Turmeric: The Golden Spice

Turmeric, that warm, bitter spice with a golden color, is a common ingredient in curry dishes, mustards and cheeses. Aside from its place in some of our favorite meals, the spice is renowned the world over for its health benefits.

The first use of turmeric dates back about 4,000 years to India, where it was used as a spice for cooking and had some religious significance in Vedic culture. Turmeric has a long history of medicinal use in South Asia, where it appeared in Sanskrit in Ayurvedic medical texts. One of those, the Sushruta Samhita, dating to about 700 B.C., recommends a turmeric ointment to relieve the effects of consuming poisoned food.
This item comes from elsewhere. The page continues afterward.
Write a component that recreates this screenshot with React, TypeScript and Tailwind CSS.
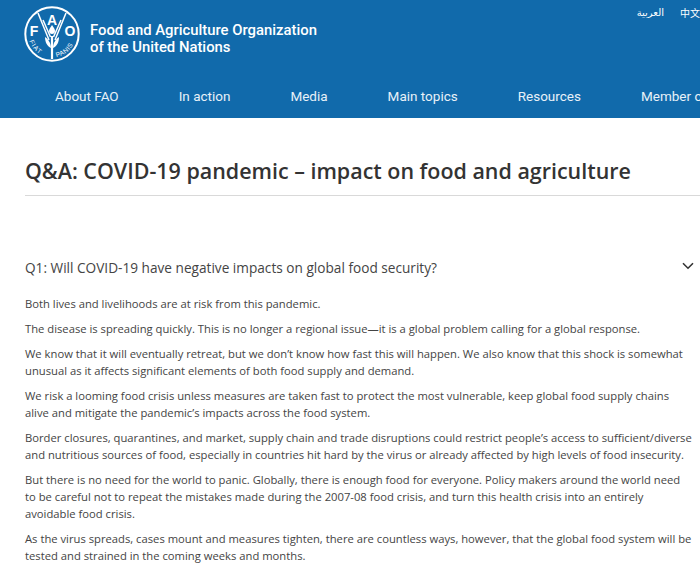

Use of the golden spice is also common in traditional Chinese medicine. Both practices have used turmeric to aid with digestion and liver function, relieve arthritis pain and regulate menstruation. Today's uses include aiding with heartburn, stomach ulcers, gallstones, inflammation and cancer.

"Turmeric is used daily throughout India as a cooking spice, and this would be the best way to incorporate it into your life," says Ayurvedic practitioner Kathy Gehlken, MA, RDN, CMP. "Modern science likes to extract what it thinks are the active agents from herbs and then distill them into supplements for people to take. Ayurvedic medicine is based on the use of whole, intact herbs, with all of their components working in concert to synergize and, when necessary, counterbalance one another, to achieve the desired effect."

What does Western medicine have to say about turmeric? Research shows that taking turmeric by mouth might help improve an upset stomach. There's also some evidence that turmeric extracts, alone or in combination with other herbal ingredients, can reduce osteoarthritis pain. In one study, the spice worked as well as ibuprofen for reducing osteoarthritis pain. Curcumin, a chemical found in turmeric, may have anti-inflammatory, anticancer and antioxidant properties, according to early findings from animal and lab studies (the findings have not been confirmed in humans). While other studies suggest benefits for Alzheimer's disease, colorectal cancer, gum disease, Crohn's disease and diabetes, among others, it's too soon to rate the effectiveness of turmeric in providing relief for these conditions, according to the Natural Medicines Comprehensive Database.

To reap health benefits, Gehlken recommends cooking with turmeric rather than taking a supplement. "It would not be recommended, in an Ayurvedic sense, to take the large doses that people currently take in supplements because of the heating and pungent qualities, which can be drying in the body."